After the museum we continued toward the Kyiv-Perchesk Lavra. Unfortunately, work crews were working on renovations to the bell tower and cleaning many of the surrounding golden tops (scaffolding doesn’t really suit the architecture). But it still managed to impress. Flowers in all the courtyards were in bloom, and some of the domes of had already been polished.
That evening we decided on a restaurant suggested by the Lonely Planet Ukraine guide book. The food was mediocre at best, and the atmosphere was kitschy. But we did learn something there. If a Ukrainian menu lists a basket of herbs as a side, what you will get is exactly what it says and not a salad. Having ordered a large amount of meat and starchy things, my uncle thought it’d be good to have some greens with our meal. He thought he was ordering a salad (which is what I naively imagined it to be, too). What we got was a wicker basket and herbs. Some of it, though, did pair nicely with the lamb.
Having stayed in the previous night, we were anxious to try out the nightlife. My good friend Igor, who lives near me in Artemvosk, once worked in Kiev as a bartender. So per his suggestion we went to Art Club 44. I’d tried to find the place on a couple of other occasions, but failed. The reason being that it’s positioned in a dark alleyway off Khreshatik, and on the night we went there the sign was only partially lit.
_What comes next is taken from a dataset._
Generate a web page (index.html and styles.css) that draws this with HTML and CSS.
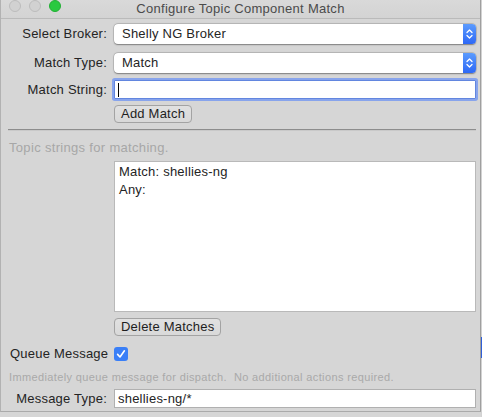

Anyway, the bar was great and drinks were reasonably priced for Kiev. There’s live music every night, too. On the night we were there it was jazz night. It’s been a while (since my music journalism days of going to two or three shows a week) since I’ve seen a drummer play like this guy. Honestly. It was great.
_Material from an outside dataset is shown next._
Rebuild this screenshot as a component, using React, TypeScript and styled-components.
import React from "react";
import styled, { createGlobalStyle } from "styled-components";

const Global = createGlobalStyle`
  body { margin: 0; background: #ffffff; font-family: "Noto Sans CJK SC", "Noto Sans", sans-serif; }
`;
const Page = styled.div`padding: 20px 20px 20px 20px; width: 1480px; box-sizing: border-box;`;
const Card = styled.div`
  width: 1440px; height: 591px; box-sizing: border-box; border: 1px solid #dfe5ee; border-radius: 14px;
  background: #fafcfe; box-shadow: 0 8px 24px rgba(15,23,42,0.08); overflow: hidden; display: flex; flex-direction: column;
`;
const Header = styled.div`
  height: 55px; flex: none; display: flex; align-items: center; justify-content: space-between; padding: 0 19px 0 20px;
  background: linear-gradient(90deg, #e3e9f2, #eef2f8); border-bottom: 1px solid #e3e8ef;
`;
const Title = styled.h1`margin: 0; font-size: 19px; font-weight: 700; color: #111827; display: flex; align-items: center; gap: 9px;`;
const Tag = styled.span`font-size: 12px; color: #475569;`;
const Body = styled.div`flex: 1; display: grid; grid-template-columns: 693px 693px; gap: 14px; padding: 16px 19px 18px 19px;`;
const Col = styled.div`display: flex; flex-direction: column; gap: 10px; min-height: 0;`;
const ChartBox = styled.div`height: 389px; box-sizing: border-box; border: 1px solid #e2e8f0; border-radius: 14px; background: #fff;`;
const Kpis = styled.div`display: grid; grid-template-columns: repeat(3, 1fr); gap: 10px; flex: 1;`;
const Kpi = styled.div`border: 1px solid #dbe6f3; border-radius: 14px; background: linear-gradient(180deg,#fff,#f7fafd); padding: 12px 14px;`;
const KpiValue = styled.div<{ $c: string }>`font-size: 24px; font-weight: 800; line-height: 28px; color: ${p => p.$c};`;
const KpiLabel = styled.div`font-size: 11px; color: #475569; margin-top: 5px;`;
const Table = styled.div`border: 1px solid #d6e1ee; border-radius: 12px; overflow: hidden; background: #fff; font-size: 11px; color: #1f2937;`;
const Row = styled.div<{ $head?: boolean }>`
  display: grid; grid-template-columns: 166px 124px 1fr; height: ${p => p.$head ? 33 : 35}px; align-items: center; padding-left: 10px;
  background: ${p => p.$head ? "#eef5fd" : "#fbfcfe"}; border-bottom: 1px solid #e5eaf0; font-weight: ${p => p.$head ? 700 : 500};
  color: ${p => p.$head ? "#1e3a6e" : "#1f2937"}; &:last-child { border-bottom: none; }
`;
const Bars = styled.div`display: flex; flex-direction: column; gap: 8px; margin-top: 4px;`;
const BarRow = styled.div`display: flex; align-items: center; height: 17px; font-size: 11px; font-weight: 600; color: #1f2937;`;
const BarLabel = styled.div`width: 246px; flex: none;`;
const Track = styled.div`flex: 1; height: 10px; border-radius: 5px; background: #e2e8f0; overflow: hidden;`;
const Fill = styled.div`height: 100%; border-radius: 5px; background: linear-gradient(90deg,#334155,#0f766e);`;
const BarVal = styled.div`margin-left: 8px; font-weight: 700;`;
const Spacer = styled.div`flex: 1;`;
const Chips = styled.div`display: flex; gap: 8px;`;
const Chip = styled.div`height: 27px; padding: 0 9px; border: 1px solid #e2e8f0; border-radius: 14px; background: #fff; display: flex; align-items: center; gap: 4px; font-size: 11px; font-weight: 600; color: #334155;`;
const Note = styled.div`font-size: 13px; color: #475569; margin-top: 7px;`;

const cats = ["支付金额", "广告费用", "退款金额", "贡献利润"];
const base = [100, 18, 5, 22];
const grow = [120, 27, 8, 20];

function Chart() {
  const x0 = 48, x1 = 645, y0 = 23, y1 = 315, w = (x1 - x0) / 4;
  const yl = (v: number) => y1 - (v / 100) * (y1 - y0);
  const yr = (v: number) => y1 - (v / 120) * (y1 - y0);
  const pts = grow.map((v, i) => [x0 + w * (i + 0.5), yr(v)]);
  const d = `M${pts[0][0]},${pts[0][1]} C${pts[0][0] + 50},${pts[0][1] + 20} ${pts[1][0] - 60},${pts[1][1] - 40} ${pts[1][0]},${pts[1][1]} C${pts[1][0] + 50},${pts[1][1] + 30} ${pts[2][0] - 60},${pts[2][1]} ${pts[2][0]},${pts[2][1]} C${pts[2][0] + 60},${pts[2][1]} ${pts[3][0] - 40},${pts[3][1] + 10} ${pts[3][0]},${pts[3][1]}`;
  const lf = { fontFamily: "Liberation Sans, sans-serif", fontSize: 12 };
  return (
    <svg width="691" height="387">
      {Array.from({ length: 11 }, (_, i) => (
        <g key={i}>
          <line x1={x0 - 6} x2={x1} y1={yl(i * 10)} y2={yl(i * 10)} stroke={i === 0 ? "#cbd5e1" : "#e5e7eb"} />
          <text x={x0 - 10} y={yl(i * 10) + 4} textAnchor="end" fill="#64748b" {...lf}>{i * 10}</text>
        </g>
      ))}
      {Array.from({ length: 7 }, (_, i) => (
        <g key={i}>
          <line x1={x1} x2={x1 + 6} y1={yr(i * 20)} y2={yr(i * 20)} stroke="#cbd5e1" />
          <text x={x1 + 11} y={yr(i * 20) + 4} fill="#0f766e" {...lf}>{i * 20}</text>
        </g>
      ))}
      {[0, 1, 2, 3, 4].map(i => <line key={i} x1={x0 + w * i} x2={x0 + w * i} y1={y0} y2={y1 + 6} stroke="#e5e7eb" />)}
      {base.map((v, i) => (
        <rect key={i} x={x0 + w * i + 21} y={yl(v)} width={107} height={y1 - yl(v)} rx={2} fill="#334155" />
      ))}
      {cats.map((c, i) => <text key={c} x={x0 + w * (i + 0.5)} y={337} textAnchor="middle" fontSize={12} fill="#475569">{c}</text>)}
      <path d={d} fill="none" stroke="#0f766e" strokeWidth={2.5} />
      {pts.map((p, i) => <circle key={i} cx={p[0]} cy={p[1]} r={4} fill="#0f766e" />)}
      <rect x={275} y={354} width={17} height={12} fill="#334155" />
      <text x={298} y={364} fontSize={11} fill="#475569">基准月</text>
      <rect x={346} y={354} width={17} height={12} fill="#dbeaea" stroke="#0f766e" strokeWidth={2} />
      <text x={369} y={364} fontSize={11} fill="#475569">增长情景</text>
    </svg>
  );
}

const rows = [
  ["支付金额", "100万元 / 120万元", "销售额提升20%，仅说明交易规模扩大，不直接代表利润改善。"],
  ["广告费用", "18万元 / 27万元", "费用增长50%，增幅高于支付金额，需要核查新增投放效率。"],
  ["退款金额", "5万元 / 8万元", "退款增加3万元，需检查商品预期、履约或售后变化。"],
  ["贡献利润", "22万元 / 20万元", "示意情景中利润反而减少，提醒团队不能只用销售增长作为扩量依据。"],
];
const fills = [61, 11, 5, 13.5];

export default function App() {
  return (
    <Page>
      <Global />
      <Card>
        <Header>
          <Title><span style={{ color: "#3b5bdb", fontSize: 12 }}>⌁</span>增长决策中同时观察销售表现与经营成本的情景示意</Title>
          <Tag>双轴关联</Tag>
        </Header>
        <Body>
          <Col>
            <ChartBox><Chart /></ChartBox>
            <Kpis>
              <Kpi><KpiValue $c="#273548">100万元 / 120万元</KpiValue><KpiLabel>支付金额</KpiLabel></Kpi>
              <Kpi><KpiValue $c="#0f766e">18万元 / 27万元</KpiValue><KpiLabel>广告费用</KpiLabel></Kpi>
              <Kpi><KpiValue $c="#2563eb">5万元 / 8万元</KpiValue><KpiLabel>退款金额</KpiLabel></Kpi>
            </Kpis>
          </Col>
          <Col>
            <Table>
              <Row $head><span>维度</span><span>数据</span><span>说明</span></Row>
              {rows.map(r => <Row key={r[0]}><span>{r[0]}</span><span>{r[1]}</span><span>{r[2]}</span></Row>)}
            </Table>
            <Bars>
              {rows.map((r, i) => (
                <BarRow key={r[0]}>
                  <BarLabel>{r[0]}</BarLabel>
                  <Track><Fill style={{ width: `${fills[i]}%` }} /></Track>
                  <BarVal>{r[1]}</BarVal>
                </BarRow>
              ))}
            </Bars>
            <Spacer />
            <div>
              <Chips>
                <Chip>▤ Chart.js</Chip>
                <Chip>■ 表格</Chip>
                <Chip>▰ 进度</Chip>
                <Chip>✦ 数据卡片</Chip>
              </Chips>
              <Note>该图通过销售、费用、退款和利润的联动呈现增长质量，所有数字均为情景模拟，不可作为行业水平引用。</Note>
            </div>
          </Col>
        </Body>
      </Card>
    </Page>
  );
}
We turned in sometime after midnight. The next morning we needed to wake up early. At 9 a.m. we would depart for a day-long tour of the Chernobyl exclusion zone.
Jun
27
Visit to Chernobyl exclusion zone
Earlier this month, as part of my June/July holiday, I visited the Chernobyl disaster exclusion zone, which included the ghost town of Pripyat and the amusement park that never opened. My uncle snapped this photo of me in front of the park’s ferris wheel.
I’ll post more about my experience in the exclusion zone soon, including lots of photographs.
Jun
04
June and July travels
Next wednesday I’ll depart on a five-week excursion through Katowice, Prague, Kiev, Chernobyl, Odessa and Artemovsk, meeting my girlfriend, my uncle and a very close, long-time friend along the way. There will be buses, trains and planes. There will be museums, castles and cobbled streets, as well as food, beer, vodka, underground champagne factories and salt mines. Along the way I’ll be snapping photos and taking note of the places and people we encounter. And then, upon returning to Artemovsk sometime in July, I’ll report here on what all was experienced.
I’m writing this now to simply ask that you excuse my brief absence from the blogosphere. There will probably be a time or two in which I check my email, but other than those times I’m going to do my best to spend the days and nights unconnected to this wired world and instead step out into the physical one.
Until July, all the best.
Feb
02
Chernobyl – 25 years later
I’ll admit, even after ten months of living in Ukraine, I still very much experience moments in which I barely believe that I’m living in what was the former Soviet Union. It isn’t for a lack of reminders, mind you. There are scores of those scattered throughout the country. The small eastern Ukrainian city of Artemovsk, which I call home, has plenty. There’s the tank atop the eastern-most hill, a monument to those who fought in WWII. There’s also the the fighter plane from the same time period, which stands at the entrance of the city. Just two blocks from my apartment there’s a statue of Lenin. During a visit to Konstantinovka I came across the remnants of once-thriving Soviet-era factories (Ruins of communism, Jan. 16), including one that had painted on it “Наша цель – Коммунизм!” – “Our goal – Communism!”
But there might not be a more serious reminder than Chernobyl. Even a quarter century after the catastrophe its effects can still be seen and felt.
From The Huffington Post:
This year marks the 25th Anniversary of the Chernobyl nuclear disaster. At 1:23am on April 26th, 1986, operators in the control room of Reactor #4 botched a routine safety test, resulting in an explosion, and a fire that burned for 10 days. The radioactive fallout spread over tens of thousands of square miles, driving more than a quarter of a million people permanently from their homes. It remains the world’s worst nuclear disaster to date.
Since 1993, renowned National Geographic photographer Gerd Ludwig has visited the site several times, creating an in-depth look at the many consequences of tragedy. The thawing of bureaucratic barriers in Ukraine enabled him to move freely within the Exclusion Zone and delve deeper into contaminated reactor than any other Western still photographer. “I know that my explorations are not without personal risk. However,” he says, “I do this on behalf of otherwise voiceless victims who allow me to expose their suffering solely in the hope that tragedies like Chernobyl may be prevented in the future.”
This spring, Gerd Ludwig plans to return to the reactor and the areas around it to investigate the state of contamination to the land; to report on the progress of its cleanup; and to examine the health consequences in the fallout regions of Ukraine and Belarus. Harnessing social media outlets like Facebook and Twitter, his project entitled The Long Shadow of Chernobyl is funded partially through the crowd-funding website Kickstarter, where individuals can pledge their support for the project.
If you haven’t seen Ludwig’s photos before, I suggest you have a look. I’ve never before seen photos that capture the seriousness and lasting consequences of this particular catastrophe so well. You can find them at his website, TheLongShadowOfChernobyl.com. And if you feel so inclined, you can also donate to his project.
Last December, Ukraine’s Emergency Situations Ministry told The Associated Press that legal tours of the disaster area would be offered in 2011. There still is no specific date of when those tours could begin. But when there is, I’d like to visit the scene on my own.